Liz Maher, President of the South & Mid Wales Chambers of Commerce commented:
“Since the referendum last June the South & Mid Wales Chambers of Commerce have been working with both governments to ensure that the voice of the Welsh SME community is heard in the Brexit debate.
“We call on everyone involved in the Brexit process to be constructive regarding this attempt by Welsh politicians to get a consensus over what the best outcome for Wales is. Welsh businesses and their hard working staff deserve that.
“The reality however is that despite all the talk we won’t know the final outcome of the negotiations for another two years. In the meantime our members who are directly-affected are being pragmatic and, with our support, are preparing for a range of possible outcomes.

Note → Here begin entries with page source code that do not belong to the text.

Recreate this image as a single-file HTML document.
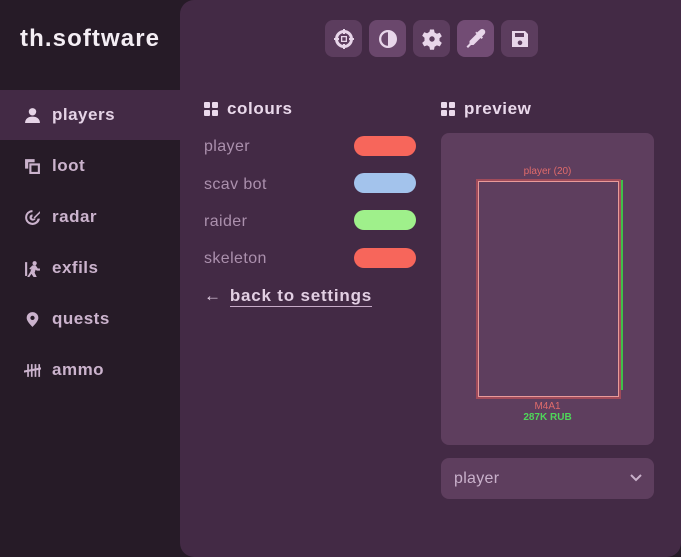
<!DOCTYPE html>
<html><head><style>
*{margin:0;padding:0;box-sizing:border-box}
body{width:681px;height:557px;background:#261b27;font-family:"Liberation Sans",sans-serif;position:relative;overflow:hidden}
.logo{position:absolute;left:20px;top:25px;font-size:24px;color:#f4eef4;font-weight:bold;letter-spacing:1.1px}
.nav{position:absolute;left:0;width:180px;height:50px;display:flex;align-items:center;padding-left:24px;color:#cbb3cd;font-size:17px;font-weight:bold;letter-spacing:0.5px}
.nav.sel{background:#432a45;color:#e5d3e6}
.nav svg{width:17px;height:17px;margin-right:11px;fill:currentColor}
.main{position:absolute;left:180px;top:0;width:501px;height:557px;background:#432a45;border-radius:14px 0 14px 14px}
.tb{position:absolute;top:20px;width:37px;height:37px;border-radius:8px;background:#5c3d5e;display:flex;align-items:center;justify-content:center}
.tb svg{width:22px;height:22px;fill:#e8d6ea}
.h{position:absolute;font-size:17px;font-weight:bold;color:#ead9eb;display:flex;align-items:center;letter-spacing:0.6px}
.h i{display:grid;grid-template-columns:6px 6px;gap:2px;margin-right:9px}
.h i b{width:6px;height:6px;background:#ead9eb;border-radius:1px}
.lbl{position:absolute;left:204px;font-size:16px;color:#ab90ad;letter-spacing:0.4px}
.sw{position:absolute;left:354px;width:62px;height:20px;border-radius:10px}
.prev{position:absolute;left:441px;top:133px;width:213px;height:312px;background:#5e3e5e;border-radius:8px}
.sel2{position:absolute;left:441px;top:458px;width:213px;height:41px;background:#5e3e5e;border-radius:8px;color:#c9b1cb;font-size:16px;padding:12px 0 0 13px;letter-spacing:0.3px}
</style></head><body>
<div class="logo">th.software</div>
<div class="nav sel" style="top:90px"><svg viewBox="0 0 16 16"><circle cx="8" cy="4.5" r="3.5"/><path d="M1 15c0-4 3-6 7-6s7 2 7 6z"/></svg>players</div>
<div class="nav" style="top:141px"><svg viewBox="0 0 16 16"><path d="M1 1h9v3H4v6H1z"/><path d="M5 5h10v10H5zM7 7v6h6V7z"/></svg>loot</div>
<div class="nav" style="top:192px"><svg viewBox="0 0 16 16"><path d="M8 1a7 7 0 1 0 7 8h-2.2A5 5 0 1 1 8 3zM8 5a3 3 0 1 0 3 4H8.8A1 1 0 1 1 8 7z"/><path d="M9 8l6-6v2l-5 5z"/></svg>radar</div>
<div class="nav" style="top:243px"><svg viewBox="0 0 16 16"><path d="M1 2h2v13H1z"/><circle cx="10" cy="3" r="2"/><path d="M5 8l3-3h3l2 3 2 0v2h-3l-1-1-1 3 2 4H9l-2-3-2 3H3l3-5 1-3-1 1z"/></svg>exfils</div>
<div class="nav" style="top:294px"><svg viewBox="0 0 16 16"><path d="M8 1a5.5 5.5 0 0 0-5.5 5.5C2.5 10 8 15 8 15s5.5-5 5.5-8.5A5.5 5.5 0 0 0 8 1zm0 7.5a2 2 0 1 1 0-4 2 2 0 0 1 0 4z"/></svg>quests</div>
<div class="nav" style="top:345px"><svg viewBox="0 0 16 16"><path d="M3 2h1.6v12H3zM6.5 2h1.6v12H6.5zM10 2h1.6v12H10zM13.5 2h1.6v12h-1.6z"/><path d="M0 8l16-3v2L0 10z"/></svg>ammo</div>
<div class="main"></div>
<div class="tb" style="left:325px"><svg viewBox="0 0 22 22"><path d="M11 2a9 9 0 1 0 0 18 9 9 0 0 0 0-18zm0 3a6 6 0 1 1 0 12 6 6 0 0 1 0-12z"/><path d="M10 1h2v5h-2zM10 16h2v5h-2zM1 10h5v2H1zM16 10h5v2h-5z"/><path d="M8 8h6v1.3H8zM8 12.7h6V14H8zM8 8h1.3v6H8zM12.7 8H14v6h-1.3z"/></svg></div>
<div class="tb" style="left:369px;background:#6a476c"><svg viewBox="0 0 22 22"><path d="M11 2a9 9 0 1 0 0 18 9 9 0 0 0 0-18zm0 2.3v13.4a6.7 6.7 0 0 1 0-13.4z"/></svg></div>
<div class="tb" style="left:413px"><svg viewBox="0 0 22 22"><path d="M9 1.5h4l.6 3 2.3 1.3 2.9-1 2 3.5-2.3 2v2.6l2.3 2-2 3.5-2.9-1-2.3 1.3-.6 3H9l-.6-3-2.3-1.3-2.9 1-2-3.5 2.3-2V9.7L1.2 7.7l2-3.5 2.9 1 2.3-1.3zM11 8.3a2.7 2.7 0 1 0 0 5.4 2.7 2.7 0 0 0 0-5.4z"/></svg></div>
<div class="tb" style="left:457px;background:#724c74"><svg viewBox="0 0 22 22"><path d="M15 2a3 3 0 0 1 4.5 4l-2.5 2.5 1 1-1.5 1.5-1-1-7 7H6l-3 3-1.5-1.5 3-3V13l7-7-1-1L11 3.5l1 1z"/></svg></div>
<div class="tb" style="left:501px"><svg viewBox="0 0 22 22"><path d="M3 3h13l3 3v13H3zm3 2v4h9V5zm5 7.5a2.3 2.3 0 1 0 0 4.6 2.3 2.3 0 0 0 0-4.6z"/></svg></div>
<div class="h" style="left:204px;top:99px"><i><b></b><b></b><b></b><b></b></i>colours</div>
<div class="h" style="left:441px;top:99px"><i><b></b><b></b><b></b><b></b></i>preview</div>
<div class="lbl" style="top:138px">player</div>
<div class="lbl" style="top:176px">scav bot</div>
<div class="lbl" style="top:213px">raider</div>
<div class="lbl" style="top:250px">skeleton</div>
<div class="sw" style="top:136px;background:#f7665b"></div>
<div class="sw" style="top:173px;background:#a3c3ec"></div>
<div class="sw" style="top:210px;background:#9ff08b"></div>
<div class="sw" style="top:248px;background:#f7665b"></div>
<div style="position:absolute;left:204px;top:286px;font-size:17px;font-weight:bold;color:#e2cfe3;letter-spacing:0.8px"><span style="margin-right:8px">&larr;</span><span style="border-bottom:1.5px solid #c7abc8;padding-bottom:1px">back to settings</span></div>
<div class="prev"></div>
<div style="position:absolute;left:476px;top:179px;width:145px;height:220px;border:2px solid #a14b5a;outline:1px solid #e99a9a;outline-offset:-3px"></div>
<div style="position:absolute;left:621px;top:180px;width:2px;height:210px;background:#3fbf4a"></div>
<div style="position:absolute;left:441px;top:166px;width:213px;text-align:center;font-size:10px;color:#e06b6b">player (20)</div>
<div style="position:absolute;left:441px;top:402px;width:213px;text-align:center;font-size:10px;color:#e06b6b;line-height:10px">M4A1</div>
<div style="position:absolute;left:441px;top:412px;width:213px;text-align:center;font-size:10px;color:#4fd65a;font-weight:bold;line-height:11px">287K RUB</div>
<div class="sel2">player<svg style="position:absolute;right:12px;top:16px" width="12" height="8" viewBox="0 0 12 8"><path d="M1 1l5 5 5-5" stroke="#c9b1cb" stroke-width="2" fill="none"/></svg></div>
</body></html>
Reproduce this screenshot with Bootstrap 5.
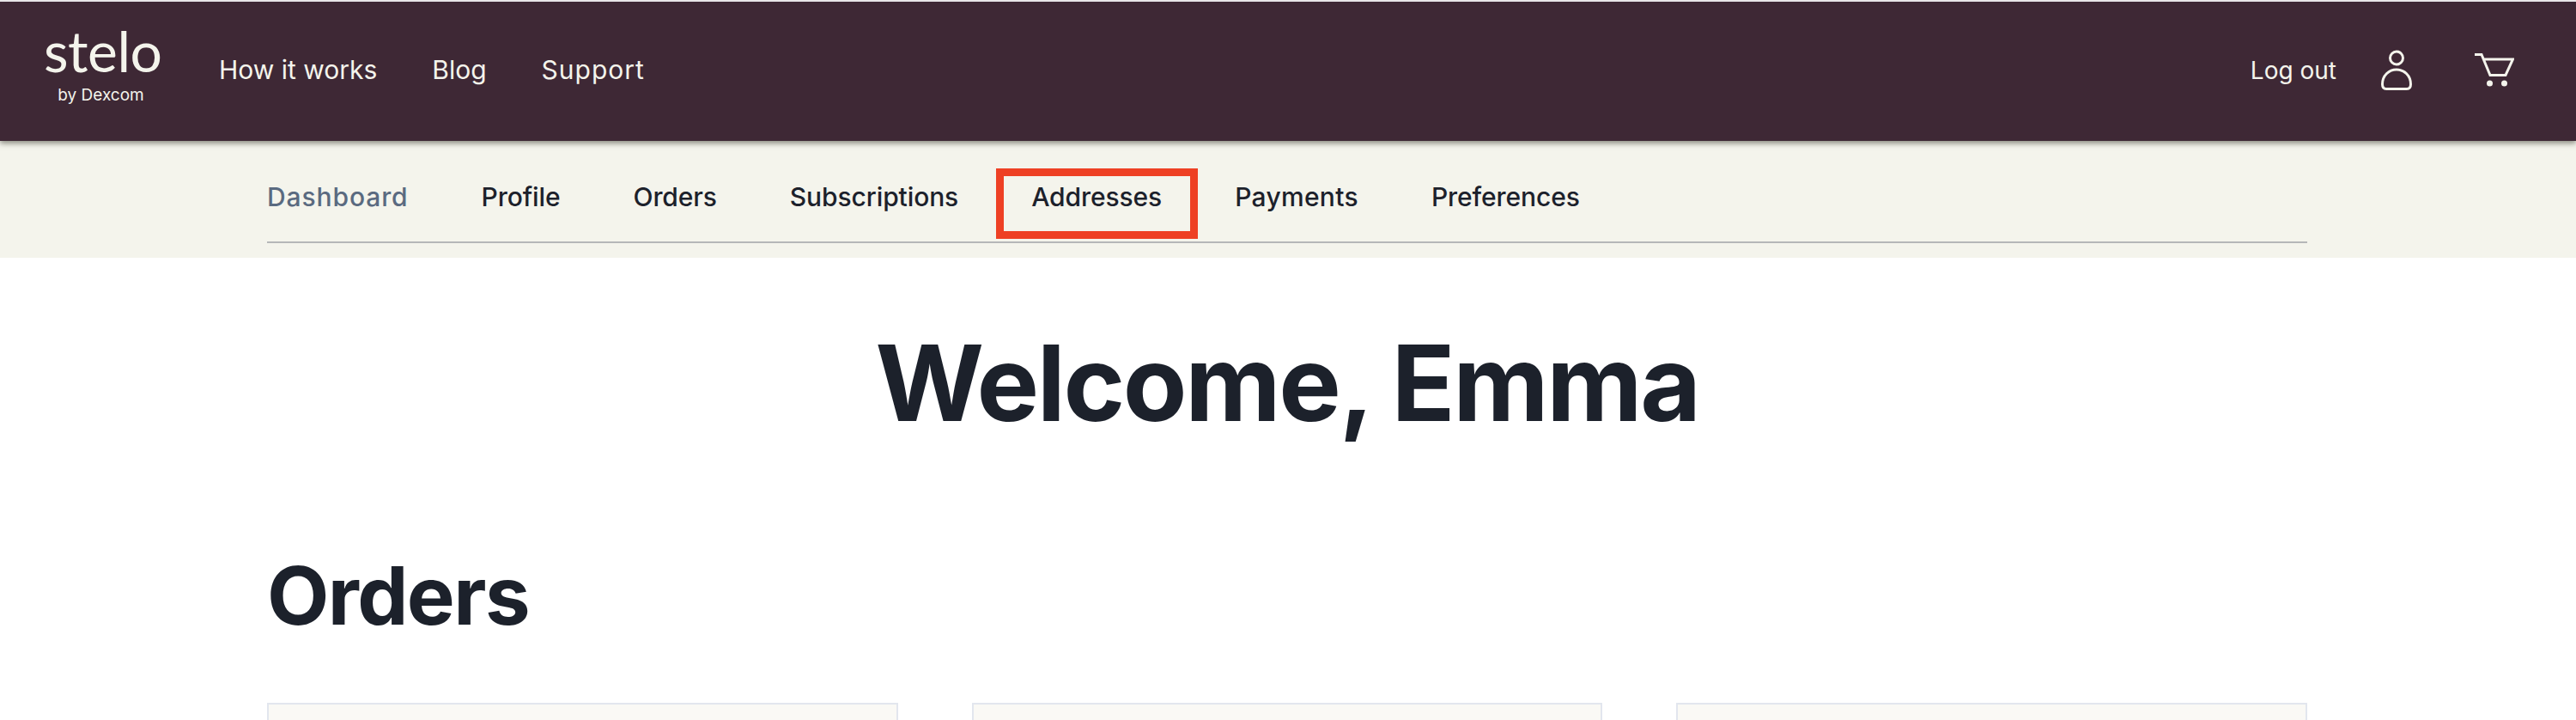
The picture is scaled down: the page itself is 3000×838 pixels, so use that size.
<!DOCTYPE html>
<html lang="en">
<head>
  <meta charset="UTF-8">
  <title>Stelo account</title>
  <meta name="viewport" content="width=device-width, initial-scale=1.0">
  <link href="https://cdn.jsdelivr.net/npm/bootstrap@5.3.3/dist/css/bootstrap.min.css" rel="stylesheet">
  <style>
    html, body { overflow: hidden; }
    body { font-family: "Inter", "Liberation Sans", sans-serif; color: #1c212b; background: #fff; }

    .top-bar {
      background: #3e2835;
      border-top: 2px solid #e8e6e8;
      height: 164px;
      padding: 0 72px 0 51px;
      box-shadow: 0 3px 6px rgba(60, 60, 50, .55);
      position: relative;
      z-index: 2;
    }
    .brand-box { color: #f4f4ec; text-decoration: none; width: 133px; line-height: 1; text-align: center; margin-top: -18px; }
    .brand-name { display: block; font-family: "Lato", sans-serif; font-size: 66px; letter-spacing: -.5px; height: 60px; line-height: 60px; }
    .brand-sub { display: block; font-size: 19px; margin-top: 12px; white-space: nowrap; }

    .top-bar .nav-link { color: #f4f4ec; font-size: 30px; padding: 0; line-height: 36px; }
    .main-links { gap: 64px; margin-left: 71px; margin-top: -4px; }
    .right-links { gap: 54px; margin-top: -2px; }
    .top-bar .support-link { letter-spacing: 1px; }
    .top-bar .logout-link { font-size: 28px; margin-right: -2px; }
    .cart-item { margin-left: 19px; }

    .sub-area { background: #f4f4ec; height: 136px; padding: 32px 313px 0 311px; }
    .sub-nav { border-bottom: 2px solid #b5b7b8; height: 87px; gap: 2px; }
    .sub-nav .nav-link { color: #1c212b; font-size: 30px; font-weight: 500; letter-spacing: -.1px; line-height: 36px; padding: 15px 41.5px 31px; position: relative; }
    .sub-nav .nav-item:first-child .nav-link { padding-left: 0; color: #5a6a80; letter-spacing: .9px; }
    .sub-nav .pay-link { letter-spacing: .3px; }
    .mark-box { position: absolute; inset: 0; border: 9px solid #ee4024; }

    .page-main { padding: 0 313px 0 311px; }
    .hello-title { font-size: 122px; font-weight: 700; letter-spacing: -2.4px; text-align: center; line-height: 1; margin: 85px 0 0; }
    .section-title { font-size: 94px; font-weight: 700; letter-spacing: -1.6px; line-height: 1; margin: 139px 0 0; }
    .order-row { --bs-gutter-x: 86px; margin-top: 78px; }
    .order-box { background: #faf9f5; border: 2px solid #e2e6ee; border-radius: 0; height: 300px; }
  </style>
</head>
<body>

  <!-- Top bar -->
  <nav class="top-bar d-flex align-items-center justify-content-between">
    <div class="d-flex align-items-center">
      <a class="brand-box" href="#">
        <span class="brand-name">stelo</span>
        <span class="brand-sub">by Dexcom</span>
      </a>
      <ul class="nav main-links">
        <li class="nav-item"><a class="nav-link" href="#">How it works</a></li>
        <li class="nav-item"><a class="nav-link" href="#">Blog</a></li>
        <li class="nav-item"><a class="nav-link support-link" href="#">Support</a></li>
      </ul>
    </div>
    <ul class="nav right-links align-items-center">
      <li class="nav-item"><a class="nav-link logout-link" href="#">Log out</a></li>
      <li class="nav-item">
        <a class="nav-link" href="#" aria-label="Account">
          <svg class="d-block" width="36" height="48" viewBox="0 0 36 48" fill="none" stroke="#f4f4ec" stroke-width="3" stroke-linejoin="round">
            <circle cx="18" cy="9.5" r="7.5"/>
            <path d="M6 45.5 H30 C33 45.5 34.5 43.5 34.5 40 C34.5 30 27 23 18 23 C9 23 1.5 30 1.5 40 C1.5 43.5 3 45.5 6 45.5 Z"/>
          </svg>
        </a>
      </li>
      <li class="nav-item cart-item">
        <a class="nav-link" href="#" aria-label="Cart">
          <svg class="d-block" width="46" height="40" viewBox="0 0 46 40" fill="#f4f4ec" stroke="none">
            <path d="M0 1.5 H8 L18 25.5 H36 L44.5 7 H10" fill="none" stroke="#f4f4ec" stroke-width="3"/>
            <circle cx="17.5" cy="35" r="3.5"/>
            <circle cx="34.5" cy="35" r="3.5"/>
          </svg>
        </a>
      </li>
    </ul>
  </nav>

  <!-- Account tabs -->
  <div class="sub-area">
    <ul class="nav sub-nav">
      <li class="nav-item"><a class="nav-link" href="#">Dashboard</a></li>
      <li class="nav-item"><a class="nav-link" href="#">Profile</a></li>
      <li class="nav-item"><a class="nav-link" href="#">Orders</a></li>
      <li class="nav-item"><a class="nav-link" href="#">Subscriptions</a></li>
      <li class="nav-item"><a class="nav-link" href="#">Addresses<span class="mark-box"></span></a></li>
      <li class="nav-item"><a class="nav-link pay-link" href="#">Payments</a></li>
      <li class="nav-item"><a class="nav-link" href="#">Preferences</a></li>
    </ul>
  </div>

  <main class="page-main">
    <h1 class="hello-title">Welcome, Emma</h1>
    <h2 class="section-title">Orders</h2>
    <div class="row order-row">
      <div class="col-4"><div class="card order-box"></div></div>
      <div class="col-4"><div class="card order-box"></div></div>
      <div class="col-4"><div class="card order-box"></div></div>
    </div>
  </main>

</body>
</html>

“Whatever the final outcome Welsh politicians must focus on getting the basics right. Businesses here need the right skills, we need to get on and build much needed infrastructure and we need a business environment where firms can succeed. The South and Mid Wales Chambers of Commerce will keep pushing for these to be delivered.”
On the Single Market:
“Our members that trade internationally are telling us that being members of the Single Market has helped them develop as businesses. Being able to move goods without needing complicated documentation and having to pay tarrifs, not having to change products for different European countries as they all have common standards and being able to easily visit customers all make exporting to the EU a natural progression for companies that want to expand. In fact, many of our top exporters started by exporting to other EU countries and used that experience to successfully expand to other parts of the world.
“Whatever the exact nature of the UK’s trading status with the EU we must strive for a relationship with as few barriers as possible.”
“If we are not to have restrictions on free movement of people between the UK and the EU post-Brexit a light-touch system is required. Bringing EU nationals into the costly and bureaucratic Home Office work permit process would be a huge regulatory burden for many businesses, especially when their immediate skills shortages at every level remain acute.”